Crunch time for long/short funds after Lansdowne calls it quits

Lansdowne Partners’ decision this week to shut its flagship hedge fund has dealt a big blow to a key strategy — equity long/short — that is already struggling to find losers in stimulus-soaked markets.

The move by the Mayfair-based fund, whose now-famous bet against Northern Rock in 2007 yielded millions of pounds in profits, marks a major retreat by an industry pioneer. It also highlights how tough life has become in the years since the financial crisis for managers trying to pick out overpriced stocks during a seemingly unstoppable bull run.

“It is much harder to see opportunities in the short book, either in terms of generating specific value or as a hedging offset to the long investments,” wrote Peter Davies and Jonathon Regis, managers of the Lansdowne Developed Markets fund, in a letter to investors this week.

Ivan Cosovic, founder of data group Breakout Point, which tracks short selling activity, described the closure as a “significant development”, given that Lansdowne has been one of the most active shorters for many years. Short selling involves investors borrowing shares and then selling them, hoping to buy them back later for less and pocketing the difference.

The fund declined to comment.

Lansdowne’s problems reflect the wider challenges facing the $830bn-in-assets equity long/short hedge fund sector.

Like many firms, Lansdowne’s investment thesis had been that quantitative easing had fuelled a misallocation of capital to poorer quality companies. Its managers believed that these stocks would eventually founder as competition hit already-expensive share prices, according to investor letters reviewed by the Financial Times.

Ultra-low financing costs were bound to rise eventually, Lansdowne reasoned, hurting those companies that had relied on cheap money to survive. As recently as last year, the firm’s leadership wrote that the opportunities for shorting were “immense”.

Column chart of Per cent showing Lansdowne shuts fund after years of weak returns

Instead, a decade-long bull market fuelled by trillions of dollars of quantitative easing has lifted all boats. Stocks with strong sales but meagre profits have often done well, while managers focused on a stock’s valuation, using traditional metrics such as price-to-book value, have largely been left frustrated.

Lansdowne’s managers were “amazed”, they wrote at the turn of this year, by the strong performance of US consumer-facing companies such as restaurants and food retailers, despite the threat from online competition.

Last year, the firm admitted to investors that its short bets had not beaten the market in aggregate since 2008.

“There is zero concrete evidence that hedge fund stock pickers have been able to consistently generate short-side alpha over the past decade,” said Andrew Beer, managing member at US investment firm Dynamic Beta Investments, using industry jargon for market-beating returns.

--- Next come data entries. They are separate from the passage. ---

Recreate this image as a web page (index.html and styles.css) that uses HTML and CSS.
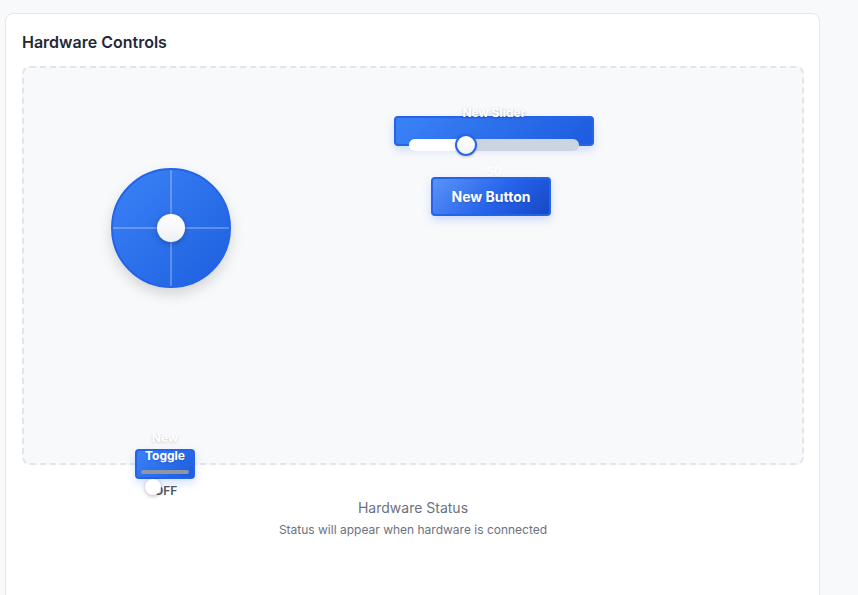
FILE: index.html
```html
<!DOCTYPE html>
<html>
<head>
<meta charset="utf-8">
<link rel="stylesheet" href="styles.css">
</head>
<body>
<div class="card">
  <h2 class="title">Hardware Controls</h2>
  <div class="canvas">
    <div class="ctl slider">
      <div class="ctl-label slider-label">New Slider</div>
      <div class="track"><div class="fill"></div><div class="thumb"></div></div>
      <div class="value">50</div>
    </div>
    <button class="ctl btn">New Button</button>
    <div class="ctl joystick">
      <div class="line-v"></div>
      <div class="line-h"></div>
      <div class="knob"></div>
    </div>
    <div class="ctl toggle">
      <div class="toggle-new">New</div>
      <div class="toggle-label">Toggle</div>
      <div class="toggle-bar"></div>
      <div class="toggle-knob"></div>
      <div class="toggle-state">OFF</div>
    </div>
  </div>
  <div class="status">
    <div class="status-title">Hardware Status</div>
    <div class="status-sub">Status will appear when hardware is connected</div>
  </div>
</div>
</body>
</html>
```
FILE: styles.css
```css
html, body {
  margin: 0;
  padding: 0;
  background: #f8f9fb;
  font-family: Inter, "Liberation Sans", sans-serif;
  overflow: hidden;
}
body {
  padding: 13px 0 0 5px;
  height: 595px;
  box-sizing: border-box;
}
.card {
  width: 815px;
  height: 600px;
  box-sizing: border-box;
  background: #fff;
  border: 1px solid #e5e7eb;
  border-radius: 8px;
  padding: 17px 15px 0 16px;
}
.title {
  margin: 0;
  font-size: 16px;
  font-weight: 600;
  line-height: 22px;
  color: #1f2937;
}
.canvas {
  position: relative;
  margin-top: 13px;
  height: 399px;
  box-sizing: border-box;
  border: 2px dashed #e2e5ea;
  border-radius: 8px;
  background: #f8f9fb;
}
.ctl { position: absolute; }
.slider {
  left: 370px;
  top: 48px;
  width: 200px;
  height: 30px;
  box-sizing: border-box;
  border-radius: 4px;
  background: linear-gradient(135deg, #3b82f6, #1d5be0);
  border: 2px solid #2563eb;
  box-shadow: 0 4px 10px rgba(37, 99, 235, 0.2);
}
.slider-label {
  position: absolute;
  left: 0; right: 0;
  top: -12px;
  text-align: center;
  font-size: 12px;
  font-weight: 700;
  color: #fff;
  line-height: 14px;
  text-shadow: 0 1px 3px rgba(0,0,0,0.25);
}
.track {
  position: absolute;
  left: 13px;
  top: 21px;
  width: 170px;
  height: 12px;
  border-radius: 6px;
  background: #cbd5e1;
}
.fill {
  position: absolute;
  left: 0; top: 0; bottom: 0;
  width: 58px;
  border-radius: 6px 0 0 6px;
  background: #fff;
}
.thumb {
  position: absolute;
  left: 46px;
  top: -5px;
  width: 18px;
  height: 18px;
  border-radius: 50%;
  background: linear-gradient(180deg, #fff, #f1f3f6);
  border: 2px solid #2563eb;
  box-shadow: 0 1px 3px rgba(0,0,0,0.2);
}
.value {
  position: absolute;
  left: 0; right: 0;
  top: 47px;
  text-align: center;
  font-size: 12px;
  font-weight: 700;
  color: #fff;
  line-height: 14px;
  text-shadow: 0 1px 2px rgba(0,0,0,0.06);
}
.btn {
  left: 407px;
  top: 109px;
  width: 120px;
  height: 39px;
  box-sizing: border-box;
  border: 2px solid #2563eb;
  border-radius: 4px;
  background: linear-gradient(135deg, #5b93f6, #2563eb 55%, #1748c5);
  color: #fff;
  font-family: Inter, "Liberation Sans", sans-serif;
  font-size: 14px;
  font-weight: 700;
  text-shadow: 0 1px 2px rgba(0,0,0,0.2);
  box-shadow: 0 4px 10px rgba(37, 99, 235, 0.2);
  padding: 0;
}
.joystick {
  left: 87px;
  top: 100px;
  width: 120px;
  height: 120px;
  box-sizing: border-box;
  border-radius: 50%;
  border: 2px solid #2563eb;
  background: linear-gradient(135deg, #3b82f6, #1d5fdf);
  box-shadow: 0 6px 14px rgba(0,0,0,0.15);
}
.line-v {
  position: absolute;
  left: 57px;
  top: 0; bottom: 0;
  width: 2px;
  background: rgba(255,255,255,0.25);
}
.line-h {
  position: absolute;
  top: 57px;
  left: 0; right: 0;
  height: 2px;
  background: rgba(255,255,255,0.25);
}
.knob {
  position: absolute;
  left: 44px;
  top: 44px;
  width: 28px;
  height: 28px;
  border-radius: 50%;
  background: linear-gradient(180deg, #fff, #eef0f3);
  box-shadow: 0 2px 6px rgba(0,0,0,0.25);
}
.toggle {
  left: 111px;
  top: 381px;
  width: 60px;
  height: 30px;
  box-sizing: border-box;
  border-radius: 4px;
  background: linear-gradient(135deg, #3b82f6, #1d5be0);
  border: 2px solid #2563eb;
  box-shadow: 0 4px 10px rgba(37, 99, 235, 0.2);
}
.toggle-new {
  position: absolute;
  left: 0; right: 0;
  top: -20px;
  text-align: center;
  font-size: 12px;
  font-weight: 700;
  line-height: 14px;
  color: #fff;
  text-shadow: 0 1px 3px rgba(0,0,0,0.18);
}
.toggle-label {
  position: absolute;
  left: 0; right: 0;
  top: -2px;
  text-align: center;
  font-size: 12px;
  font-weight: 700;
  line-height: 14px;
  color: #fff;
  text-shadow: 0 1px 2px rgba(0,0,0,0.15);
}
.toggle-bar {
  position: absolute;
  left: 4px;
  right: 4px;
  top: 19px;
  height: 4px;
  border-radius: 2px;
  background: #8e96a3;
}
.toggle-state {
  position: absolute;
  left: 17px;
  top: 33px;
  font-size: 12px;
  font-weight: 600;
  line-height: 14px;
  color: #4b5563;
}
.toggle-knob {
  position: absolute;
  left: 8px;
  top: 28px;
  width: 16px;
  height: 16px;
  border-radius: 50%;
  background: #fff;
  box-shadow: 0 1px 4px rgba(0,0,0,0.3);
  z-index: 1;
}
.status {
  text-align: center;
  margin-top: 33px;
}
.status-title {
  font-size: 14px;
  color: #6b7280;
  line-height: 20px;
}
.status-sub {
  font-size: 12px;
  color: #6b7280;
  line-height: 16px;
  margin-top: 4px;
}
```
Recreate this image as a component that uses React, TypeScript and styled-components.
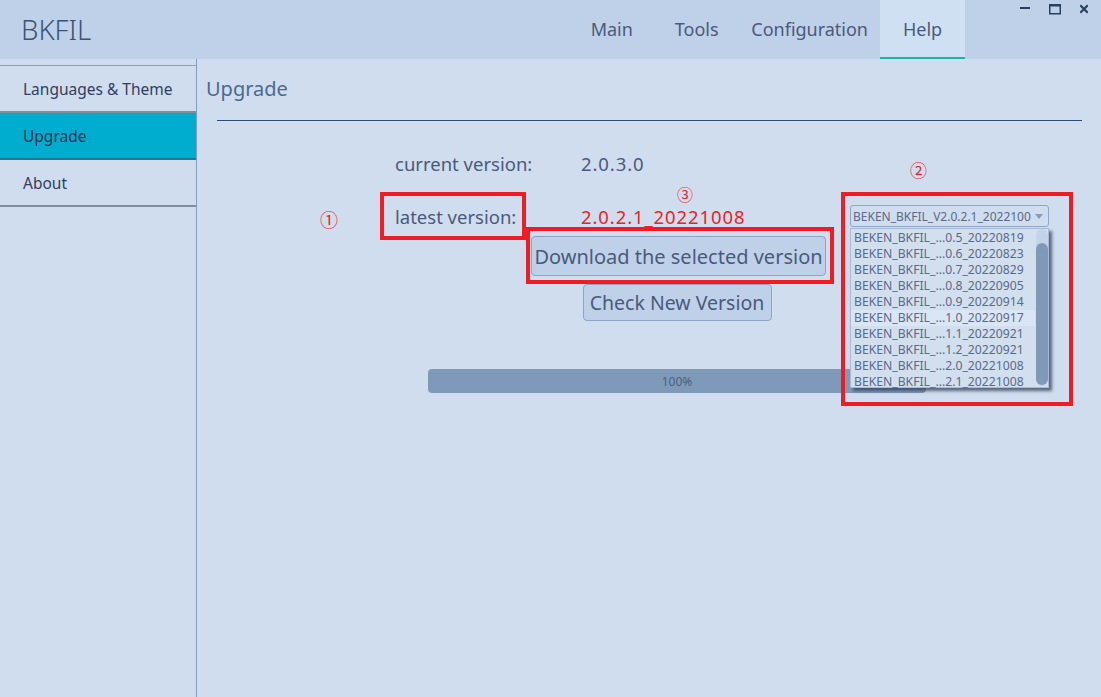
import React from 'react';
import styled, { createGlobalStyle } from 'styled-components';

const GlobalStyle = createGlobalStyle`
  html, body, #root {
    margin: 0;
    padding: 0;
    height: 100%;
  }
  body {
    font-family: "Noto Sans", "Open Sans", sans-serif;
    background-color: #d0ddee;
    overflow: hidden;
  }
`;

const Window = styled.div`
  display: flex;
  flex-direction: column;
  height: 100vh;
  background-color: #d0ddee;
  color: #4a5a7c;
`;

const TitleBar = styled.div`
  display: flex;
  align-items: center;
  height: 59px;
  flex-shrink: 0;
  background-color: #bfd1e8;
`;

const Brand = styled.div`
  padding-left: 21px;
  font-size: 27.5px;
  font-weight: 300;
  color: #3d5476;
`;

const Tabs = styled.nav`
  display: flex;
  align-self: stretch;
  margin-left: auto;
`;

const Tab = styled.div<{ active?: boolean }>`
  display: flex;
  align-items: center;
  justify-content: center;
  min-width: 85px;
  padding: 0 12px;
  box-sizing: border-box;
  font-size: 18px;
  color: #4a5a7c;
  background-color: ${props => (props.active ? '#cfe0f3' : 'transparent')};
  border-bottom: 2px solid ${props => (props.active ? '#14b8a0' : 'transparent')};
`;

const WindowControls = styled.div`
  display: flex;
  justify-content: flex-end;
  align-self: flex-start;
  gap: 19px;
  width: 136px;
  box-sizing: border-box;
  padding: 4px 13px 0 0;
`;

const Body = styled.div`
  display: flex;
  flex: 1;
  min-height: 0;
`;

const Sidebar = styled.aside`
  width: 196px;
  flex-shrink: 0;
  border-right: 1px solid #7f9cc5;
  padding-top: 6px;
`;

const SideList = styled.div`
  border-top: 1px solid #8ba0bd;
`;

const SideItem = styled.div<{ active?: boolean }>`
  display: flex;
  align-items: center;
  height: 47px;
  padding: 0 0 0 23px;
  box-sizing: border-box;
  font-size: 15.5px;
  color: ${props => (props.active ? '#1d3550' : '#2f4060')};
  background-color: ${props => (props.active ? '#00adcf' : 'transparent')};
  border-bottom: 2px solid ${props => (props.active ? '#1b7b96' : '#7f8fa0')};
`;

const Content = styled.main`
  flex: 1;
  position: relative;
`;

const Heading = styled.h2`
  margin: 0;
  padding: 16px 0 0 9px;
  line-height: 28px;
  font-size: 20px;
  font-weight: 400;
  color: #4b6a90;
`;

const Divider = styled.hr`
  margin: 17px 19px 0 20px;
  border: none;
  height: 1px;
  background-color: #2f4a6e;
`;

const VersionGrid = styled.div`
  display: grid;
  grid-template-columns: 146px 324px 199px;
  grid-auto-rows: 48px;
  row-gap: 5px;
  margin: 18px 0 0 183px;
`;

const LabelBox = styled.div<{ marked?: boolean }>`
  display: flex;
  align-items: center;
  box-sizing: border-box;
  padding-left: 11px;
  border: 4px solid ${props => (props.marked ? '#ee1c25' : 'transparent')};
  font-size: 18.5px;
  color: #4a5a7c;
  white-space: nowrap;
  position: relative;
`;

const Value = styled.div<{ highlight?: boolean }>`
  display: flex;
  align-items: center;
  padding-left: 55px;
  font-size: 18.5px;
  letter-spacing: 0.9px;
  color: ${props => (props.highlight ? '#ee2222' : '#4a5a7c')};
  position: relative;
`;

const Mark = styled.span<{ size?: number }>`
  position: absolute;
  font-family: "Noto Sans CJK SC", "Noto Sans", sans-serif;
  font-size: ${props => props.size || 17}px;
  letter-spacing: 0;
  line-height: 1;
  color: #ee1c25;
`;

const DropCell = styled.div`
  align-self: center;
  position: relative;
  z-index: 2;
`;

const Combo = styled.div`
  display: flex;
  align-items: center;
  justify-content: space-between;
  box-sizing: border-box;
  height: 22px;
  padding: 0 5px 0 2px;
  border: 1px solid #8fa6c8;
  border-radius: 3px;
  font-size: 12px;
  color: #5a6a88;
  white-space: nowrap;
`;

const Caret = styled.span`
  width: 0;
  height: 0;
  border-left: 4px solid transparent;
  border-right: 4px solid transparent;
  border-top: 5px solid #8a9ab4;
`;

const Popup = styled.div`
  position: absolute;
  top: 23px;
  left: 0;
  width: 199px;
  height: 160px;
  box-sizing: border-box;
  padding-top: 1px;
  background-color: #d2dfef;
  border: 1px solid #a9bbd2;
  box-shadow: 3px 3px 3px rgba(50, 66, 92, 0.75);
`;

const Option = styled.div<{ hover?: boolean }>`
  height: 16px;
  line-height: 16px;
  margin-right: 13px;
  padding-left: 3px;
  font-size: 12.2px;
  color: #5a6a88;
  white-space: nowrap;
  background-color: ${props => (props.hover ? '#dae6f5' : 'transparent')};
`;

const ScrollTrack = styled.div`
  position: absolute;
  top: 0;
  right: 0;
  bottom: 1px;
  width: 12px;
  border-radius: 6px;
  background-color: #c3d3e8;
`;

const ScrollThumb = styled.div`
  position: absolute;
  top: 14px;
  left: 0;
  right: 0;
  bottom: 1px;
  border-radius: 6px;
  background-color: #7f9ab8;
`;

const AnnotFrame = styled.div`
  position: absolute;
  left: -9px;
  top: -13px;
  width: 232px;
  height: 214px;
  box-sizing: border-box;
  border: 4px solid #ee1c25;
  pointer-events: none;
`;

const Actions = styled.div`
  display: flex;
  flex-direction: column;
  align-items: center;
  width: 498px;
  margin: -13px 0 0 231px;
`;

const MarkBox = styled.div`
  padding: 5px 4px 4px 1px;
  border: 4px solid #ee1c25;
  margin-left: 6px;
  position: relative;
  z-index: 1;
`;

const Button = styled.button<{ wide?: boolean }>`
  box-sizing: border-box;
  height: ${props => (props.wide ? 40 : 37)}px;
  width: ${props => (props.wide ? '295px' : '189px')};
  padding: 0;
  border: 1px solid #8ea5c6;
  border-radius: 4px;
  background-color: #bfd1e8;
  font-family: "Noto Sans", sans-serif;
  font-size: ${props => (props.wide ? 20 : 19.5)}px;
  color: #4a5a7c;
  white-space: nowrap;
`;

const Progress = styled.div`
  display: flex;
  align-items: center;
  justify-content: center;
  width: 100%;
  height: 24px;
  margin-top: 48px;
  border-radius: 4px;
  background-color: #7f9ab8;
  font-size: 12px;
  color: #4a5f80;
`;

const versions = [
  '0.5_20220819',
  '0.6_20220823',
  '0.7_20220829',
  '0.8_20220905',
  '0.9_20220914',
  '1.0_20220917',
  '1.1_20220921',
  '1.2_20220921',
  '2.0_20221008',
  '2.1_20221008',
];

const App: React.FC = () => {
  return (
    <>
      <GlobalStyle />
      <Window>
        <TitleBar>
          <Brand>BKFIL</Brand>
          <Tabs>
            <Tab>Main</Tab>
            <Tab>Tools</Tab>
            <Tab>Configuration</Tab>
            <Tab active>Help</Tab>
          </Tabs>
          <WindowControls>
            <svg width="10" height="12" viewBox="0 0 10 12">
              <rect x="0" y="3" width="10" height="2" fill="#2b3f5e" />
            </svg>
            <svg width="12" height="12" viewBox="0 0 12 12">
              <rect x="0.75" y="1" width="10.5" height="8.75" fill="none" stroke="#2b3f5e" strokeWidth="1.5" />
              <rect x="0" y="0" width="12" height="2.5" fill="#2b3f5e" />
            </svg>
            <svg width="8" height="12" viewBox="0 0 8 12">
              <path d="M1 2 L7 8 M7 2 L1 8" stroke="#2b3f5e" strokeWidth="2.2" strokeLinecap="square" />
            </svg>
          </WindowControls>
        </TitleBar>
        <Body>
          <Sidebar>
            <SideList>
              <SideItem>Languages &amp; Theme</SideItem>
              <SideItem active>Upgrade</SideItem>
              <SideItem>About</SideItem>
            </SideList>
          </Sidebar>
          <Content>
            <Heading>Upgrade</Heading>
            <Divider />
            <VersionGrid>
              <LabelBox>current version:</LabelBox>
              <Value>2.0.3.0</Value>
              <div />
              <LabelBox marked>
                latest version:
                <Mark size={18} style={{ left: -64, top: 14 }}>①</Mark>
              </LabelBox>
              <Value highlight>
                2.0.2.1_20221008
                <Mark size={16} style={{ left: 151, top: -6 }}>③</Mark>
              </Value>
              <DropCell>
                <Combo>
                  BEKEN_BKFIL_V2.0.2.1_2022100
                  <Caret />
                </Combo>
                <Popup>
                  {versions.map((v, i) => (
                    <Option key={v} hover={i === 5}>
                      BEKEN_BKFIL_...{v}
                    </Option>
                  ))}
                  <ScrollTrack>
                    <ScrollThumb />
                  </ScrollTrack>
                </Popup>
                <AnnotFrame />
                <Mark size={17} style={{ left: 60, top: -44 }}>②</Mark>
              </DropCell>
            </VersionGrid>
            <Actions>
              <MarkBox>
                <Button wide>Download the selected version</Button>
              </MarkBox>
              <Button>Check New Version</Button>
              <Progress>100%</Progress>
            </Actions>
          </Content>
        </Body>
      </Window>
    </>
  );
};

export default App;
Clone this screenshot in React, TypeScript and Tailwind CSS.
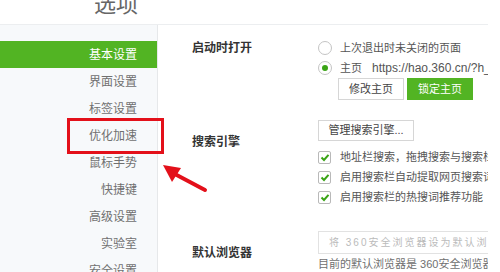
const menu = ["基本设置", "界面设置", "标签设置", "优化加速", "鼠标手势", "快捷键", "高级设置", "实验室", "安全设置"];

function Check() {
  return (
    <span className="flex h-[13px] w-[13px] shrink-0 items-center justify-center rounded-[2px] border border-[#b9b9b9] bg-white">
      <svg width="10" height="9" viewBox="0 0 10 9">
        <path d="M1.5 4.5 L4 7 L8.5 1.8" fill="none" stroke="#3aa415" strokeWidth="2" />
      </svg>
    </span>
  );
}

function Radio({ on }: { on?: boolean }) {
  return (
    <span className="flex h-[14px] w-[14px] shrink-0 items-center justify-center rounded-full border border-[#c4c4c4] bg-white">
      {on ? <span className="h-[6px] w-[6px] rounded-full bg-[#3aa415]" /> : null}
    </span>
  );
}

export default function App() {
  return (
    <div
      className="relative h-[272px] w-[500px] overflow-hidden bg-white text-[#555]"
      style={{ fontFamily: '"Liberation Sans", "Noto Sans CJK SC", sans-serif' }}
    >
      <div className="flex h-[24px] items-start pl-[94px]">
        <div className="mt-[-6px] text-[22px] leading-none text-[#666]">选项</div>
      </div>
      <div className="flex w-[488px] overflow-hidden border-t border-[#eceef0]">
        <div className="h-[260px] w-[158px] shrink-0 border-r border-[#e6e8ea] bg-[#f7f9fb] pt-[16px]">
          {menu.map((m, i) => (
            <div
              key={m}
              className={
                i === 0
                  ? "flex h-[27px] items-center justify-end bg-[#52b423] pr-[20px] text-[12px] text-white"
                  : "flex h-[27px] items-center justify-end pr-[20px] text-[12px] text-[#707070]"
              }
            >
              {m}
            </div>
          ))}
        </div>
        <div className="min-w-0 flex-1 pl-[34px] text-[11px]">
          <div className="mt-[13px] flex">
            <div className="w-[126px] shrink-0 text-[12px] font-bold leading-[20px] text-[#333]">启动时打开</div>
            <div className="min-w-0 flex-1 whitespace-nowrap">
              <div className="flex h-[20px] items-center gap-[8px]">
                <Radio />
                <span>上次退出时未关闭的页面</span>
              </div>
              <div className="flex h-[20px] items-center gap-[8px]">
                <Radio on />
                <span>主页</span>
                <span className="ml-[2px] text-[12px]">https://hao.360.cn/?h_</span>
              </div>
              <div className="ml-[20px] flex gap-[3px]">
                <div className="flex h-[22px] w-[66px] items-center justify-center border border-[#d6d6d6] bg-white text-[#444]">修改主页</div>
                <div className="flex h-[22px] w-[66px] items-center justify-center bg-[#52b423] text-white">锁定主页</div>
              </div>
            </div>
          </div>
          <div className="mt-[20px] flex">
            <div className="w-[126px] shrink-0 pt-[12px] text-[12px] font-bold leading-[20px] text-[#333]">搜索引擎</div>
            <div className="min-w-0 flex-1 whitespace-nowrap">
              <div className="flex h-[21px] w-[96px] items-center justify-center border border-[#d6d6d6] bg-white text-[#444]">管理搜索引擎...</div>
              <div className="mt-[6px]">
                {["地址栏搜索，拖拽搜索与搜索栏搜索", "启用搜索栏自动提取网页搜索词", "启用搜索栏的热搜词推荐功能"].map((t) => (
                  <div key={t} className="flex h-[20px] items-center gap-[9px]">
                    <Check />
                    <span>{t}</span>
                  </div>
                ))}
              </div>
            </div>
          </div>
          <div className="mt-[24px] flex">
            <div className="w-[126px] shrink-0 pt-[12px] text-[12px] font-bold leading-[20px] text-[#333]">默认浏览器</div>
            <div className="min-w-0 flex-1 whitespace-nowrap">
              <div className="flex h-[23px] w-[200px] items-center border border-[#e2e2e2] bg-white pl-[10px] text-[10px] tracking-[2px] text-[#bbb]">
                将 360安全浏览器设为默认浏览器
              </div>
              <div className="leading-[20px] text-[#707070]">目前的默认浏览器是 360安全浏览器</div>
            </div>
          </div>
        </div>
      </div>
      <div className="absolute left-[67px] top-[118px] h-[36px] w-[97px] border-[3px] border-[#e3101a]" />
      <svg className="absolute left-[155px] top-[158px]" width="60" height="40" viewBox="0 0 60 40">
        <line x1="50" y1="32" x2="16" y2="14" stroke="#e3101a" strokeWidth="4" strokeLinecap="round" />
        <polygon points="8,7 26,10 17,24" fill="#e3101a" />
      </svg>
    </div>
  );
}
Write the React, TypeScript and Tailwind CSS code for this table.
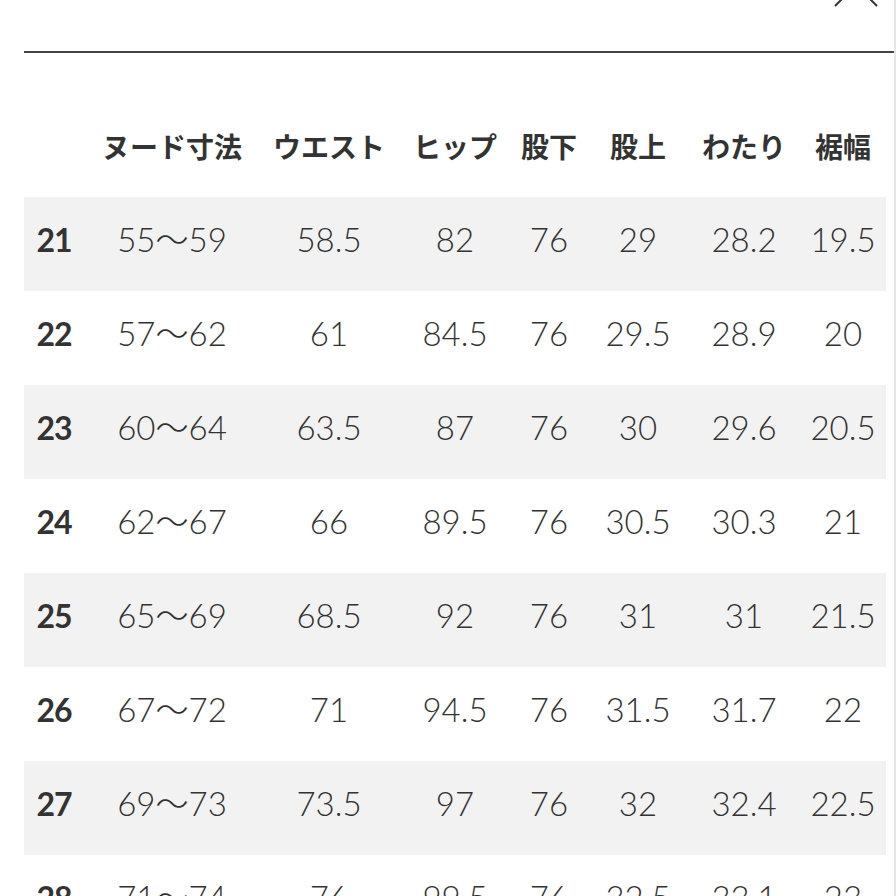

Russell Clark at Russell Clark Investment Management, who ran huge short bets on stocks relative to his long positions for much of the past eight years, recently told the FT he could have “just bought bonds or shorted commodities and be done with it”, rather than bet against stocks.

Analysts say that strains on long/short strategies have been exacerbated by the coronavirus crisis. While many companies have struggled as economies have shut down, central banks have responded by slashing interest rates and injecting yet more stimulus, handing a lifeline to weaker businesses.

As recently as April, Mr Davies and Mr Regis were highlighting opportunities to bet against lossmaking tech stocks and suppliers to the airline sector. They gave two reasons for the sudden turnround in their letter this week.

First, while there are likely to be bumps in the economic recovery, they said, “it is hard to imagine operating conditions which will stress business-models more than those witnessed in recent months”. Secondly, they said, near-zero interest rates are making it hard to determine appropriate valuations or to assess the riskiness of taking a position.

It has not all been gloom for short-sellers. UK and US hedge funds, including Marshall Wace and TCI, recently made more than €1bn in a week between them from bets against German fintech Wirecard.

Bruce Harington, head of long-short strategies at Stenham Asset Management, said that the collapse of the Dax 30 firm “shows there is still money to be made from shorts.”

Meanwhile, some in the industry believe Lansdowne’s performance has suffered because of its long positions, rather than its shorts.

The fund’s bets on airlines were hit in the coronavirus crisis, while its wagers on UK stocks did not do well in the wake of Brexit. The Developed Markets Long-Only fund, which Lansdowne is now focusing on, has lagged behind the MSCI World index since its launch in 2012 to the end of March this year.

“The real problem appears to be long-side stock selection,” said Dynamic Beta’s Mr Beer.